If you’re looking for a breakdown of songs to pay attention to, here they are:
Pugna E Eterna
Going Nowhere
A Night With Frank Sinatra, Two Tabs of Mescaline and A French Tranny
Argue
Yahrzeit Homily
Bastard’s Fire
Houses Movement II; Selling Worth
Jagannatha
The Alchemist and The Architect
The Golden Rule Is, There Is No Golden Rule
Ours
What Lies Beneath The Mountains
Yes, each and EVERY track. In order. Over and over again. If you want to get your feet wet, “Bastard’s Fire,” with its “Five to One” like sullen stomp last half, is easily my favorite. But be sure to not discount any of the other tracks.
The album is a musically cinematic experience. And the fact Andrew Michael Wells, Matthew Stephan Dommer, Matthew Hansen, James Johnson and James Riding self-recorded, self-produced, and self-released The Great Glass Elephant is just awe inspiring. These guys, this album, are all that is great with independent music.
Eidola is a rare experience; they are talented and The Great Glass Elephant is fantastic. This record will make my top discovery list of 2013. The only question is can there possibly be anything that can knock it from number one?
-Clay’s Take-
Let’s pause for a moment to address everyone’s favorite hipster: the “I was into that band back in [Album X] days” guy. He’s the best. And by “the best” I mean “really annoying.” There’s generally an art to being “I knew them before X” guy; you can’t pick the album right before they broke big. That’s like having a fake ID that says you’re 21; you need a couple years of distance to throw everyone off of the scent. Chances are, your friend with the electric blue “Virginia Is For Lovers” t-shirt and the reading glasses he doesn’t really need got on board with the band when they broke big and went retroactive in their library and claimed that as his starting point.
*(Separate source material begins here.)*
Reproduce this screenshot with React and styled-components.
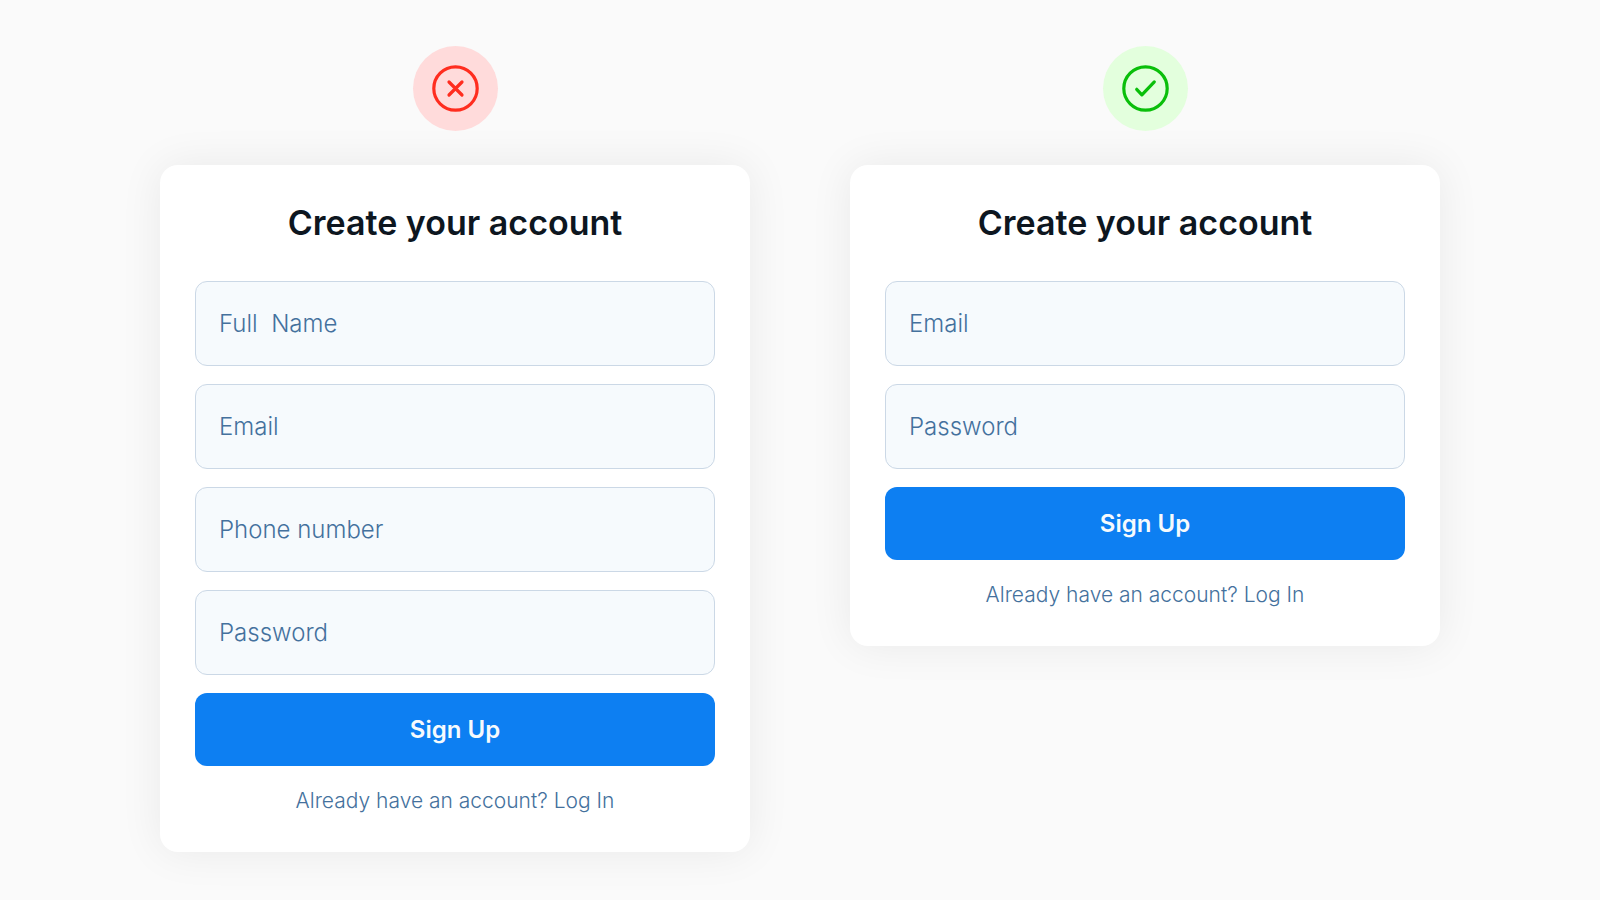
import { useState } from 'react';
import styled, { createGlobalStyle } from 'styled-components';

const GlobalStyle = createGlobalStyle`
  * {
    box-sizing: border-box;
  }

  body {
    margin: 0;
    background: #fafafa;
    font-family: Inter, "Liberation Sans", sans-serif;
  }
`;

const Page = styled.main`
  display: grid;
  grid-template-columns: repeat(auto-fit, minmax(420px, 1fr));
  align-items: start;
  gap: 48px 100px;
  padding: 46px 10% 48px;
`;

const Example = styled.section`
  display: flex;
  flex-direction: column;
  align-items: center;
  gap: 34px;
`;

const Badge = styled.div`
  display: flex;
  align-items: center;
  justify-content: center;
  width: 85px;
  height: 85px;
  border-radius: 50%;
  color: ${({ $valid }) => ($valid ? '#0abf0a' : '#ff2d1f')};
  background: ${({ $valid }) => ($valid ? '#e3ffdd' : '#ffdbdb')};
`;

const Card = styled.form`
  display: flex;
  flex-direction: column;
  gap: 18px;
  width: 100%;
  padding: 35px;
  background: #fff;
  border-radius: 18px;
  box-shadow: 0 0 44px rgb(0, 0, 0, .07);
`;

const Title = styled.h2`
  margin: 0 0 18px;
  color: #0d161f;
  font-size: 34px;
  font-weight: 600;
  line-height: 45px;
  text-align: center;
`;

const Input = styled.input`
  width: 100%;
  height: 85px;
  padding: 0 23px;
  border: 1px solid #cbd8e6;
  border-radius: 12px;
  background: #f6fafd;
  color: #44719d;
  font-family: inherit;
  font-size: 24px;
  font-weight: 300;

  &::placeholder {
    color: #44719d;
    opacity: 1;
    white-space: pre;
  }
`;

const SubmitButton = styled.button`
  height: 73px;
  border: 0;
  border-radius: 12px;
  background: #0d7ff2;
  color: #f6fafd;
  font-family: inherit;
  font-size: 24px;
  font-weight: 600;
  cursor: pointer;
`;

const Footer = styled.p`
  margin: 0;
  color: #44719d;
  font-size: 21px;
  font-weight: 300;
  line-height: 33px;
  text-align: center;
`;

const LoginLink = styled.a`
  color: inherit;
  text-decoration: none;
`;

const StatusIcon = ({ valid }) => (
  <svg
    width="47"
    height="47"
    viewBox="-23.5 -23.5 47 47"
    fill="none"
    stroke="currentColor"
    strokeWidth="3.2"
    strokeLinecap="round"
    strokeLinejoin="round"
    aria-hidden="true"
  >
    <circle r="21.7" />
    {valid
      ? <path d="M-8.8 .8L-3.6 6.4L8.8 -6.6" />
      : <path d="M-6.5 -6.5L6.5 6.5M6.5 -6.5L-6.5 6.5" />}
  </svg>
);

const SignUpForm = ({ fields }) => {
  const [values, setValues] = useState({});

  const handleChange = (e) => {
    setValues({ ...values, [e.target.name]: e.target.value });
  };

  return (
    <Card onSubmit={(e) => e.preventDefault()}>
      <Title>Create your account</Title>
      {
        fields.map(({ name, type, label }) => (
          <Input
            key={name}
            name={name}
            type={type}
            placeholder={label}
            aria-label={label}
            value={values[name] || ''}
            onChange={handleChange}
          />
        ))
      }
      <SubmitButton type="submit">Sign Up</SubmitButton>
      <Footer>
        Already have an account? <LoginLink href="#login">Log In</LoginLink>
      </Footer>
    </Card>
  );
};

const fullName = { name: 'fullName', type: 'text', label: 'Full  Name' };
const email = { name: 'email', type: 'email', label: 'Email' };
const phone = { name: 'phone', type: 'tel', label: 'Phone number' };
const password = { name: 'password', type: 'password', label: 'Password' };

const examples = [
  { id: 'long', valid: false, fields: [fullName, email, phone, password] },
  { id: 'short', valid: true, fields: [email, password] },
];

const App = () => (
  <>
    <GlobalStyle />
    <Page>
      {
        examples.map(({ id, valid, fields }) => (
          <Example key={id}>
            <Badge $valid={valid}>
              <StatusIcon valid={valid} />
            </Badge>
            <SignUpForm fields={fields} />
          </Example>
        ))
      }
    </Page>
  </>
);

export default App;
You know you want to beat that guy at his own game. That’s what we are here for: to point you in the right direction. Want to get on the Knowing A Band Before They Broke Big bandwagon? Hop on: it’s parked in Utah and it is driven by the fine individuals of Eidola.
Their debut album, The Great Glass Elephant, is a 61 minute tour-de-force of experimental rock that dares you to deviate your focus from it and begs to be put on repeat. It shreds, it wails, it bends your perception, and at the end gives you pause. It will not change the way you think about music, but it will make you look at your pop albums and make a dismissive “pffff” sound for at least a few hours.
Make no mistake, this album is not for everyone. There are prerequisites: you have to have an attention span since several tracks clock in at the five to seven minute range, you like to listen to albums as a whole and not track-by-track (the anal-retentive older brother of the first prereq), you need to appreciate all facets of rock including progressive, and having an imagination helps. If you have those, this album will be the antidote to your needing new music malaise.
The twelve tracks traverse a lot of ground and do so in waves as to give the album a sense of acts. After opening with the wax track faltering timbre of “Pugna E Eterna,” Eidola comes crashing out of the gate with some straight up rock ‘n roll mixed with metal, blues and dare I say, a little emo. There are punchy riffs, double-bass drums, vocals that range from gravelly to wailing falsetto, and face melting guitar licks. After the crunching “Bastard’s Fire,” an edgy homage to the Doors mid-years, the album shifts to the experimental side of rock. Guitars take on a dreamier approach, drums become ambitious, edges soften, dreams unfurl like a sail and the listener starts to drift on a different journey while steering back into heavier rock waters now and again. The sound crests into a grandness of sound with “The Alchemist and The Architect” before drifting back to earth on the final three tracks.
While the album is huge and expansive beyond its freshman debut, it is still raw. Spending six months recording helps iron out the kinks and creates a sound beyond the early stages of Eidola’s career, but I can’t help but think about what their potential is. What is the ceiling of this band from Spanish Fork, Utah? Did they give it all with their first attempt or do they have something to build upon?
Either way, I am excited for a future of music that includes Eidola. The Great Glass Elephant is out there for the taking. Go grab a copy off of Bandcamp, pop in your earbuds and get on the bandwagon. And make sure to save a seat for your hipster friend, even if he claims he was in the back the entire time.